As brochuras turísticas marroquinas atribuem origem portuguesa a um castelo com quatro torres circulares, situado não muito longe de Malabata, o promontório que, a leste, encerra a baía de Tânger. A oeste, cumpre similar tarefa o cabo Espartel. Integralmente recuperada, todo o interior cimentado, a fortificação ergue-se, ignorada, numa colina sobranceira a um parque de estacionamento e um pequeno kartódromo. O principal motivo que leva as pessoas àquele lugar é o «farol português de Al Menara» – como dizem os locais – e as fantásticas panorâmicas dali obtidas.
Dotado de sofisticado material electrónico, a principal função do Al Menara é controlar todo o movimento marítimo, pois a cosmopolita Tarifa, a “cidade dos ventos”, que inspirou Paulo Coelho a escrever “O Alquimista”, que lhe daria notoriedade mundial e uma choruda conta bancária, está mesmo em frente, no lado oposto do estreito.

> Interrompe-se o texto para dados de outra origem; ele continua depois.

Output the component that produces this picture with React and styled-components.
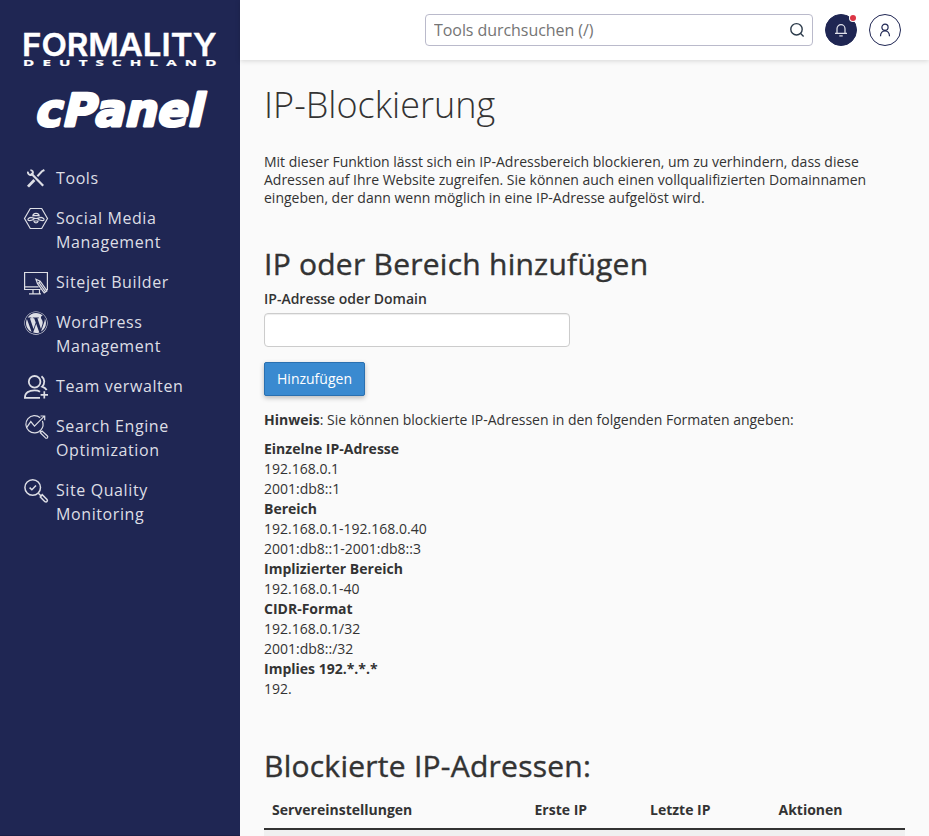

A uns metros do farol, assente sobre a escarpa, chamou-me a atenção um torreão, talvez de origem portuguesa, o que explicaria o simpático cognome do Al Menara. Infelizmente, o local estava em obras.
«– Não pode entrar, só daqui a um mês», disse, cordialmente, um militar ali destacado. Tinha como tarefa impedir os curiosos de descer a escada que conduzia ao torreão, junto ao qual fora construída uma casota de cimento, quase em cima de uns canhões ferrugentos. «– Tudo está a ser arranjado para que melhor possam desfrutar deste lugar», garantia o militar, sempre cordato, mas sem ceder, face aos meus argumentos de investigador. Queria certificar, pelo menos, a origem dos canhões.
Seria talvez ali, junto às “ameias em círculo, com alguns canhões ferrugentos e mal cuidados, cobertos de ervas e terra”, que grupos de turistas portugueses faziam a sua despedida de Marrocos, com “um jantar simples e simbólico”. Curiosamente, excluindo do programa cultural a praça-forte de Alcácer Ceguer, uns meros trinta quilómetros a nordeste.